Directions for this task: Leave out any picture and return the remaining listing below exactly as given.

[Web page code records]
● ● ● ●

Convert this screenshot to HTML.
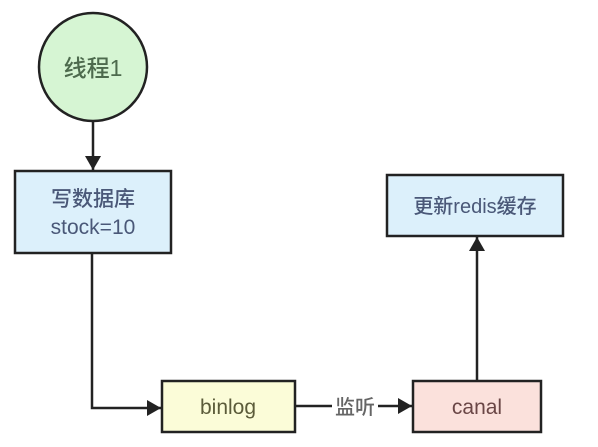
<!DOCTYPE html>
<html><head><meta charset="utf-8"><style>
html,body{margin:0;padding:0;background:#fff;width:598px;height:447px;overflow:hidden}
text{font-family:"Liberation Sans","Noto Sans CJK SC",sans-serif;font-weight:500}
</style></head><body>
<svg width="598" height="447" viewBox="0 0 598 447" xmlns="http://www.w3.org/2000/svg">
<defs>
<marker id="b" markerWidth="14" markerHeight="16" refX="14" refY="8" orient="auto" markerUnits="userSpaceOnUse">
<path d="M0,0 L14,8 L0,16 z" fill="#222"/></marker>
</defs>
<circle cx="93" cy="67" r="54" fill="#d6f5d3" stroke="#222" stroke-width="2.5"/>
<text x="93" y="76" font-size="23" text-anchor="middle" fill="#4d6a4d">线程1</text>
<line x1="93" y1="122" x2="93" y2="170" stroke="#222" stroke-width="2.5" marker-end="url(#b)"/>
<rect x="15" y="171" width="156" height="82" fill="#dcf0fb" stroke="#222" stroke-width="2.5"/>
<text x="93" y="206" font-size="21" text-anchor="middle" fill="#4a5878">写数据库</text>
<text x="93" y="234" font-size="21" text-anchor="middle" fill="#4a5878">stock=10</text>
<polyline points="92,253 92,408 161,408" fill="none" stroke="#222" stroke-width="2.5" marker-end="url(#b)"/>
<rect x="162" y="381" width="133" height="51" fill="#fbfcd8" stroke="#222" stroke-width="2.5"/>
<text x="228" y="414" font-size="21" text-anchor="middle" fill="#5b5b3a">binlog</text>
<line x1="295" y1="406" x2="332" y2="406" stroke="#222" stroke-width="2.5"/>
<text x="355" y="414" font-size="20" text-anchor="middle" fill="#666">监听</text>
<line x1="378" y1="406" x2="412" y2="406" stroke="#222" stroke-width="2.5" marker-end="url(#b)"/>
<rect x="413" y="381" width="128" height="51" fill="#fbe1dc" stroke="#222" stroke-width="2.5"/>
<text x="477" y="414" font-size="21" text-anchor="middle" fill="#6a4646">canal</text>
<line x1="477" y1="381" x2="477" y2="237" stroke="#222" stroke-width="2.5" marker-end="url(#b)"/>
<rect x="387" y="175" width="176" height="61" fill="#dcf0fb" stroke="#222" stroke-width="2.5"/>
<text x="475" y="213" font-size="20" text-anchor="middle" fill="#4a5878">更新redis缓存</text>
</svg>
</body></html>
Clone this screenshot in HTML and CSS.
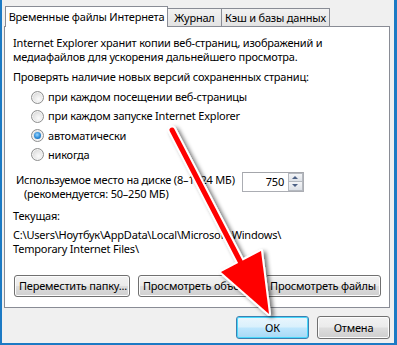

● ● ● ●

Exercise response:
Convert this screenshot to HTML.
<!DOCTYPE html>
<html><head><meta charset="utf-8"><style>
html,body{margin:0;padding:0;background:#fff;width:598px;height:447px;overflow:hidden}
text{font-family:"Liberation Sans","Noto Sans CJK SC",sans-serif;font-weight:500}
</style></head><body>
<svg width="598" height="447" viewBox="0 0 598 447" xmlns="http://www.w3.org/2000/svg">
<defs>
<marker id="b" markerWidth="14" markerHeight="16" refX="14" refY="8" orient="auto" markerUnits="userSpaceOnUse">
<path d="M0,0 L14,8 L0,16 z" fill="#222"/></marker>
</defs>
<circle cx="93" cy="67" r="54" fill="#d6f5d3" stroke="#222" stroke-width="2.5"/>
<text x="93" y="76" font-size="23" text-anchor="middle" fill="#4d6a4d">线程1</text>
<line x1="93" y1="122" x2="93" y2="170" stroke="#222" stroke-width="2.5" marker-end="url(#b)"/>
<rect x="15" y="171" width="156" height="82" fill="#dcf0fb" stroke="#222" stroke-width="2.5"/>
<text x="93" y="206" font-size="21" text-anchor="middle" fill="#4a5878">写数据库</text>
<text x="93" y="234" font-size="21" text-anchor="middle" fill="#4a5878">stock=10</text>
<polyline points="92,253 92,408 161,408" fill="none" stroke="#222" stroke-width="2.5" marker-end="url(#b)"/>
<rect x="162" y="381" width="133" height="51" fill="#fbfcd8" stroke="#222" stroke-width="2.5"/>
<text x="228" y="414" font-size="21" text-anchor="middle" fill="#5b5b3a">binlog</text>
<line x1="295" y1="406" x2="332" y2="406" stroke="#222" stroke-width="2.5"/>
<text x="355" y="414" font-size="20" text-anchor="middle" fill="#666">监听</text>
<line x1="378" y1="406" x2="412" y2="406" stroke="#222" stroke-width="2.5" marker-end="url(#b)"/>
<rect x="413" y="381" width="128" height="51" fill="#fbe1dc" stroke="#222" stroke-width="2.5"/>
<text x="477" y="414" font-size="21" text-anchor="middle" fill="#6a4646">canal</text>
<line x1="477" y1="381" x2="477" y2="237" stroke="#222" stroke-width="2.5" marker-end="url(#b)"/>
<rect x="387" y="175" width="176" height="61" fill="#dcf0fb" stroke="#222" stroke-width="2.5"/>
<text x="475" y="213" font-size="20" text-anchor="middle" fill="#4a5878">更新redis缓存</text>
</svg>
</body></html>
Clone this screenshot in HTML and CSS.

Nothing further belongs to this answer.